Task goal: Below are records. Copy every line with "this" in it.
-------------------------
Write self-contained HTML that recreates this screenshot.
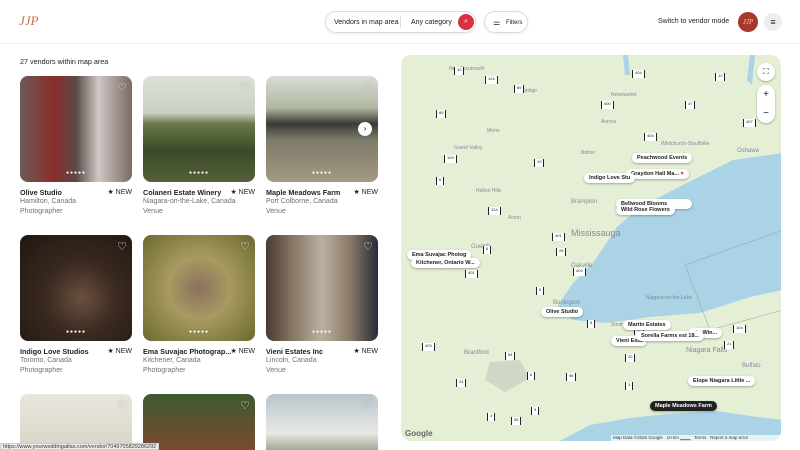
<!DOCTYPE html>
<html><head><meta charset="utf-8"><style>
*{margin:0;padding:0;box-sizing:border-box}
html,body{width:800px;height:450px;overflow:hidden}
body{background:#fff;font-family:"Liberation Sans",sans-serif;color:#222;position:relative}
.hdr{position:absolute;left:0;top:0;width:800px;height:44px;border-bottom:1px solid #eee}
.pill{position:absolute;top:11px;height:22px;border:1px solid #ddd;border-radius:11px;background:#fff;box-shadow:0 1px 3px rgba(0,0,0,.08);font-size:7px;line-height:20px}
.pill span{top:1px}
.t{position:absolute;font-size:7px;white-space:nowrap}
.card{position:absolute;width:112px}
.img{position:absolute;width:112px;height:106px;border-radius:8px;overflow:hidden}
.heart{position:absolute;right:5px;top:5px;font-size:11px;color:#fff;text-shadow:0 0 2px rgba(0,0,0,.6)}
.dots{position:absolute;bottom:6px;left:0;width:100%;text-align:center;font-size:5px;color:#fff;letter-spacing:1px}
.nm{position:absolute;font-size:7.2px;font-weight:bold;white-space:nowrap}
.new{position:absolute;right:0;font-size:7px}
.sub{position:absolute;font-size:7px;color:#717171;white-space:nowrap}
.lbl{position:absolute;background:#fff;border-radius:8px;font-size:5.5px;font-weight:bold;padding:2px 5px;box-shadow:0 1px 2px rgba(0,0,0,.3);white-space:nowrap}
.sh{position:absolute;font-size:4px;border-left:1.5px solid #222;border-right:1.5px solid #222;padding:0 2px;background:#fff;height:8px;line-height:6px}
.town{position:absolute;font-size:5px;color:#889;white-space:nowrap}
</style></head><body>
<div class="hdr">
 <div class="t" style="left:19px;top:13px;font-family:'Liberation Serif',serif;font-size:13px;color:#c0704f;font-style:italic">JJP</div>
 <div class="pill" style="left:325px;width:151px"><span style="position:absolute;left:8px">Vendors in map area</span><span style="position:absolute;left:74px;top:4px;width:1px;height:12px;background:#ddd"></span><span style="position:absolute;left:85px">Any category</span><span style="position:absolute;left:132px;top:2px;width:16px;height:16px;border-radius:8px;background:#d6323f;color:#fff;text-align:center;line-height:16px;font-size:7px">⌕</span></div>
 <div class="pill" style="left:484px;width:44px;font-size:6px"><span style="position:absolute;left:8px;font-size:8px">⚌</span><span style="position:absolute;left:21px">Filters</span></div>
 <div class="t" style="left:658px;top:18px">Switch to vendor mode</div>
 <div style="position:absolute;left:738px;top:12px;width:20px;height:20px;border-radius:10px;background:#a8392a;color:#f3c9b0;font-size:7px;text-align:center;line-height:20px;font-family:'Liberation Serif',serif;font-style:italic">JJP</div>
 <div style="position:absolute;left:764px;top:13px;width:18px;height:18px;border-radius:9px;background:#eee;text-align:center;line-height:18px;font-size:9px">≡</div>
</div>
<div class="t" style="left:20px;top:57px;font-size:7.2px">27 vendors within map area</div>

<div class="card" style="left:20px;top:76px"><div class="img" style="background:linear-gradient(90deg,#6a5a55 0,#8b2e2a 30%,#5a4a48 50%,#cfc8c4 70%,#7a6a66 100%)"><div class="heart">♡</div><div class="dots">●●●●●</div></div><div class="nm" style="top:112px">Olive Studio</div><div class="new" style="top:112px">★ NEW</div><div class="sub" style="top:122px">Hamilton, Canada</div><div class="sub" style="top:132px">Photographer</div></div>
<div class="card" style="left:143px;top:76px"><div class="img" style="background:linear-gradient(180deg,#dbe2d8 0,#c8d0c4 35%,#6b7a4a 45%,#3c4a28 70%,#54603a 100%)"><div class="heart">♡</div><div class="dots">●●●●●</div></div><div class="nm" style="top:112px">Colaneri Estate Winery</div><div class="new" style="top:112px">★ NEW</div><div class="sub" style="top:122px">Niagara-on-the-Lake, Canada</div><div class="sub" style="top:132px">Venue</div></div>
<div class="card" style="left:266px;top:76px"><div class="img" style="background:linear-gradient(180deg,#d8dcd6 0,#b0b8a0 30%,#3a3a34 45%,#7b7a68 60%,#a59a82 100%)"><div class="heart">♡</div><div style="position:absolute;right:6px;top:46px;width:14px;height:14px;border-radius:7px;background:#fff;font-size:8px;text-align:center;line-height:14px">›</div><div class="dots">●●●●●</div></div><div class="nm" style="top:112px">Maple Meadows Farm</div><div class="new" style="top:112px">★ NEW</div><div class="sub" style="top:122px">Port Colborne, Canada</div><div class="sub" style="top:132px">Venue</div></div>
<div class="card" style="left:20px;top:235px"><div class="img" style="background:radial-gradient(circle at 55% 60%,#6a5040 0,#3a2a20 40%,#1e1610 100%)"><div class="heart">♡</div><div class="dots">●●●●●</div></div><div class="nm" style="top:112px">Indigo Love Studios</div><div class="new" style="top:112px">★ NEW</div><div class="sub" style="top:122px">Toronto, Canada</div><div class="sub" style="top:132px">Photographer</div></div>
<div class="card" style="left:143px;top:235px"><div class="img" style="background:radial-gradient(circle at 50% 50%,#8a7060 0,#a89a60 40%,#6a6a30 100%)"><div class="heart">♡</div><div class="dots">●●●●●</div></div><div class="nm" style="top:112px">Ema Suvajac Photograp...</div><div class="new" style="top:112px">★ NEW</div><div class="sub" style="top:122px">Kitchener, Canada</div><div class="sub" style="top:132px">Photographer</div></div>
<div class="card" style="left:266px;top:235px"><div class="img" style="background:linear-gradient(90deg,#4a3a30 0,#8a7a68 25%,#bab0a0 50%,#8a7a68 75%,#2a2a38 100%)"><div class="heart">♡</div><div class="dots">●●●●●</div></div><div class="nm" style="top:112px">Vieni Estates Inc</div><div class="new" style="top:112px">★ NEW</div><div class="sub" style="top:122px">Lincoln, Canada</div><div class="sub" style="top:132px">Venue</div></div>
<div class="card" style="left:20px;top:394px"><div class="img" style="height:56px;border-radius:8px 8px 0 0;background:linear-gradient(180deg,#e8e6dc,#d8d4c8)"><div class="heart">♡</div></div></div>
<div class="card" style="left:143px;top:394px"><div class="img" style="height:56px;border-radius:8px 8px 0 0;background:linear-gradient(180deg,#3c5a30,#7a4a30)"><div class="heart">♡</div></div></div>
<div class="card" style="left:266px;top:394px"><div class="img" style="height:56px;border-radius:8px 8px 0 0;background:linear-gradient(180deg,#b8c4cc,#e8e8e4 70%,#a0a898)"><div class="heart">♡</div></div></div>

<div style="position:absolute;left:401px;top:55px;width:380px;height:386px;border-radius:10px;overflow:hidden;background:#e4efd6">
<svg width="380" height="386" style="position:absolute;left:0;top:0">
<g transform="translate(-401,-55)">
<polygon fill="#aad3e6" points="783,153 733,160 687,183 640,207 617,227 593,263 573,283 557,307 573,320 607,323 650,317 700,313 750,297 783,290"/>
<polygon fill="#aad3e6" points="560,441 590,425 630,418 667,414 717,411 750,416 783,420 783,441"/>
<polygon fill="#aad3e6" points="623,55 628,55 630,75 625,75"/>
<polygon fill="#aad3e6" points="750,55 755,55 752,85 747,80"/>
<polyline fill="none" stroke="#999" stroke-width=".5" points="783,230 685,265 710,330 783,310"/>
<polygon fill="#cfd8c4" points="490,362 520,360 530,378 505,392 485,380"/>
</g></svg>
<div class="town" style="left:48px;top:11px">New Tecumseth</div>
<div class="town" style="left:116px;top:33px">Uxbridge</div>
<div class="town" style="left:200px;top:64px">Aurora</div>
<div class="town" style="left:210px;top:37px">Newmarket</div>
<div class="town" style="left:86px;top:73px">Mono</div>
<div class="town" style="left:53px;top:90px">Grand Valley</div>
<div class="town" style="left:200px;top:120px;font-size:7px">Vaughan</div>
<div class="town" style="left:180px;top:95px">Bolton</div>
<div class="town" style="left:260px;top:86px">Whitchurch-Stouffville</div>
<div class="town" style="left:336px;top:93px;font-size:6px">Oshawa</div>
<div class="town" style="left:170px;top:144px;font-size:6px">Brampton</div>
<div class="town" style="left:170px;top:173px;font-size:9px">Mississauga</div>
<div class="town" style="left:75px;top:133px">Halton Hills</div>
<div class="town" style="left:70px;top:189px;font-size:6px">Guelph</div>
<div class="town" style="left:107px;top:160px">Acton</div>
<div class="town" style="left:170px;top:208px;font-size:6px">Oakville</div>
<div class="town" style="left:152px;top:245px;font-size:6px">Burlington</div>
<div class="town" style="left:63px;top:295px;font-size:6px">Brantford</div>
<div class="town" style="left:285px;top:292px;font-size:7px">Niagara Falls</div>
<div class="town" style="left:341px;top:308px;font-size:6px">Buffalo</div>
<div class="town" style="left:245px;top:240px">Niagara-on-the-Lake</div>
<div class="town" style="left:210px;top:267px">Smithville</div>
<div class="town" style="left:215px;top:283px">Wellandport</div>
<div class="sh" style="left:53px;top:12px">10</div><div class="sh" style="left:84px;top:21px">124</div><div class="sh" style="left:113px;top:30px">89</div><div class="sh" style="left:35px;top:55px">89</div><div class="sh" style="left:200px;top:46px">400</div><div class="sh" style="left:231px;top:15px">404</div><div class="sh" style="left:314px;top:18px">12</div><div class="sh" style="left:284px;top:46px">47</div><div class="sh" style="left:342px;top:64px">407</div><div class="sh" style="left:243px;top:78px">404</div><div class="sh" style="left:43px;top:100px">109</div><div class="sh" style="left:133px;top:104px">10</div><div class="sh" style="left:35px;top:122px">6</div><div class="sh" style="left:87px;top:152px">124</div><div class="sh" style="left:151px;top:178px">401</div><div class="sh" style="left:155px;top:193px">25</div><div class="sh" style="left:82px;top:191px">6</div><div class="sh" style="left:64px;top:215px">401</div><div class="sh" style="left:172px;top:213px">403</div><div class="sh" style="left:135px;top:232px">6</div><div class="sh" style="left:186px;top:265px">6</div><div class="sh" style="left:21px;top:288px">403</div><div class="sh" style="left:104px;top:297px">54</div><div class="sh" style="left:55px;top:324px">24</div><div class="sh" style="left:126px;top:317px">6</div><div class="sh" style="left:165px;top:318px">56</div><div class="sh" style="left:224px;top:299px">20</div><div class="sh" style="left:233px;top:272px">49</div><div class="sh" style="left:224px;top:327px">3</div><div class="sh" style="left:332px;top:270px">104</div><div class="sh" style="left:323px;top:286px">21</div><div class="sh" style="left:130px;top:352px">3</div><div class="sh" style="left:86px;top:358px">3</div><div class="sh" style="left:110px;top:362px">55</div>
<div class="lbl" style="left:231px;top:98px">Peachwood Events</div>
<div class="lbl" style="left:225px;top:114px">Graydon Hall Ma... <span style="color:#e03040">♥</span></div>
<div class="lbl" style="left:183px;top:118px">Indigo Love Stu</div>
<div class="lbl" style="left:215px;top:144px;padding-right:25px">Bellwood Blooms</div>
<div class="lbl" style="left:215px;top:150px">Wild Rose Flowers</div>
<div class="lbl" style="left:6px;top:195px">Ema Suvajac Photog</div>
<div class="lbl" style="left:10px;top:203px">Kitchener, Ontario W...</div>
<div class="lbl" style="left:140px;top:252px">Olive Studio</div>
<div class="lbl" style="left:222px;top:265px">Martin Estates</div>
<div class="lbl" style="left:287px;top:273px">ate Win...</div>
<div class="lbl" style="left:210px;top:281px">Vieni Esta</div>
<div class="lbl" style="left:235px;top:276px">Sorella Farms est 18...</div>
<div class="lbl" style="left:287px;top:321px">Elope Niagara Little ...</div>
<div class="lbl" style="left:249px;top:346px;background:#222;color:#fff">Maple Meadows Farm</div>
<div style="position:absolute;right:6px;top:8px;width:18px;height:18px;border-radius:9px;background:#fff;box-shadow:0 1px 2px rgba(0,0,0,.3);font-size:8px;text-align:center;line-height:18px">⛶</div>
<div style="position:absolute;right:6px;top:30px;width:18px;height:38px;border-radius:9px;background:#fff;box-shadow:0 1px 2px rgba(0,0,0,.3);font-size:10px;text-align:center;line-height:19px">+<br>−</div>
<div class="t" style="left:4px;top:374px;font-size:8px;color:#666;font-weight:bold">Google</div>
<div class="t" style="left:210px;top:380px;font-size:4.5px;color:#333;background:rgba(255,255,255,.7);padding:0 2px;width:170px">Map Data ©2026 Google &nbsp; 10 km ▁▁▁ &nbsp; Terms &nbsp; Report a map error</div>
</div>
<div style="position:absolute;left:0;top:443px;height:7px;background:#eee;border:1px solid #ccc;font-size:5.5px;line-height:6px;padding:0 2px;color:#333">https://www.yourweddingatlas.com/vendor/7049705829286292</div>
</body></html>
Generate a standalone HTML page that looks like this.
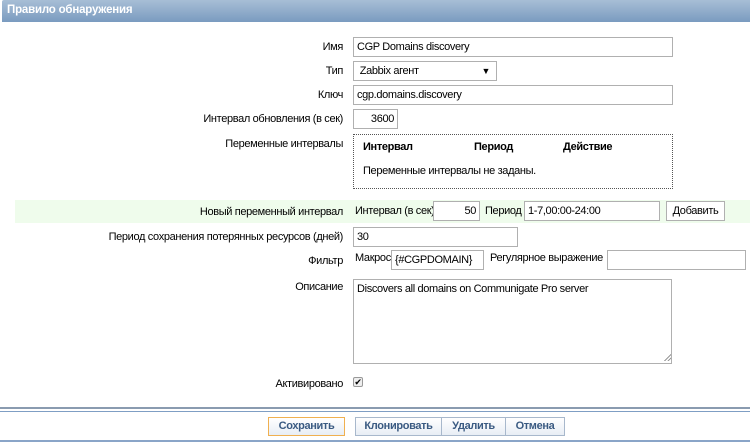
<!DOCTYPE html>
<html><head><meta charset="utf-8"><style>
*{box-sizing:border-box;margin:0;padding:0}
body{width:750px;height:443px;background:#fff;font-family:"Liberation Sans","DejaVu Sans",sans-serif;font-size:11px;letter-spacing:-0.35px;color:#000;position:relative;overflow:hidden}
.a{position:absolute;white-space:nowrap}
.hdr{left:2px;top:0;width:748px;height:22px;background:linear-gradient(#a7bed6,#7a9bc0);color:#fff;font-weight:bold;font-size:11.5px;letter-spacing:-0.2px;padding:4px 0 0 5px;border-radius:2px 0 0 0}
.l{right:407px;text-align:right}
.in{border:1px solid #b0b0b0;background:#fff;padding:3px 3px;height:20px;line-height:12px}
.btn{border:1px solid #a8b8cc;background:linear-gradient(#fff,#e8eef5);color:#3a5a82;font-weight:bold;text-align:center;height:19px;line-height:17px;font-size:11px}
</style></head><body>
<div class="a hdr">Правило обнаружения</div>

<div class="a l" style="top:41px">Имя</div>
<div class="a in" style="left:353px;top:37px;width:320px">CGP Domains discovery</div>
<div class="a l" style="top:65px">Тип</div>
<div class="a in" style="left:353px;top:61px;width:144px">&nbsp;Zabbix агент<span style="position:absolute;right:6px;top:3px;font-size:9px">▼</span></div>
<div class="a l" style="top:89px">Ключ</div>
<div class="a in" style="left:353px;top:85px;width:320px">cgp.domains.discovery</div>
<div class="a l" style="top:113px">Интервал обновления (в сек)</div>
<div class="a in" style="left:353px;top:109px;width:45px;text-align:right">3600</div>
<div class="a l" style="top:138px">Переменные интервалы</div>
<div class="a" style="left:353px;top:134px;width:320px;height:55px;border:1px dotted #555"></div>
<div class="a" style="left:363px;top:141px;font-weight:bold">Интервал</div>
<div class="a" style="left:474px;top:141px;font-weight:bold">Период</div>
<div class="a" style="left:563px;top:141px;font-weight:bold">Действие</div>
<div class="a" style="left:363px;top:165px">Переменные интервалы не заданы.</div>

<div class="a" style="left:15px;top:200px;width:735px;height:23px;background:#effcec"></div>
<div class="a l" style="top:206px">Новый переменный интервал</div>
<div class="a" style="left:355px;top:205px">Интервал (в сек)</div>
<div class="a in" style="left:433px;top:201px;width:47px;text-align:right">50</div>
<div class="a" style="left:485px;top:205px">Период</div>
<div class="a in" style="left:524px;top:201px;width:136px">1-7,00:00-24:00</div>
<div class="a in" style="left:666px;top:201px;width:59px;text-align:center">Добавить</div>

<div class="a l" style="top:231px">Период сохранения потерянных ресурсов (дней)</div>
<div class="a in" style="left:353px;top:227px;width:165px">30</div>
<div class="a l" style="top:255px">Фильтр</div>
<div class="a" style="left:355px;top:252px">Макрос</div>
<div class="a in" style="left:391px;top:250px;width:93px">{#CGPDOMAIN}</div>
<div class="a" style="left:490px;top:252px">Регулярное выражение</div>
<div class="a in" style="left:607px;top:250px;width:139px"></div>
<div class="a l" style="top:281px">Описание</div>
<div class="a in" style="left:353px;top:279px;width:319px;height:85px">Discovers all domains on Communigate Pro server</div>
<div class="a" style="left:664px;top:354px;width:7px;height:7px;background:linear-gradient(135deg,transparent 50%,#999 50%,#999 58%,transparent 58%,transparent 75%,#999 75%,#999 83%,transparent 83%)"></div>
<div class="a l" style="top:378px">Активировано</div>
<div class="a" style="left:353px;top:377px;width:10px;height:10px;border:1px solid #999;border-radius:2px;background:#eee;font-size:9px;line-height:8px;text-align:center">✔</div>

<div class="a" style="left:0;top:407px;width:750px;height:2px;background:#8a9bb0"></div>
<div class="a" style="left:0;top:411px;width:750px;height:1px;background:#7f9ec4"></div>
<div class="a btn" style="left:268px;top:417px;width:77px;border-color:#f0b050">Сохранить</div>
<div class="a btn" style="left:355px;top:417px;width:87px">Клонировать</div>
<div class="a btn" style="left:441px;top:417px;width:65px">Удалить</div>
<div class="a btn" style="left:505px;top:417px;width:60px">Отмена</div>
<div class="a" style="left:0;top:440px;width:750px;height:2px;background:#8aa5c8"></div>
</body></html>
-------------------------
Final answer:
Write self-contained HTML that recreates this screenshot.
Generate a standalone HTML page that looks like this.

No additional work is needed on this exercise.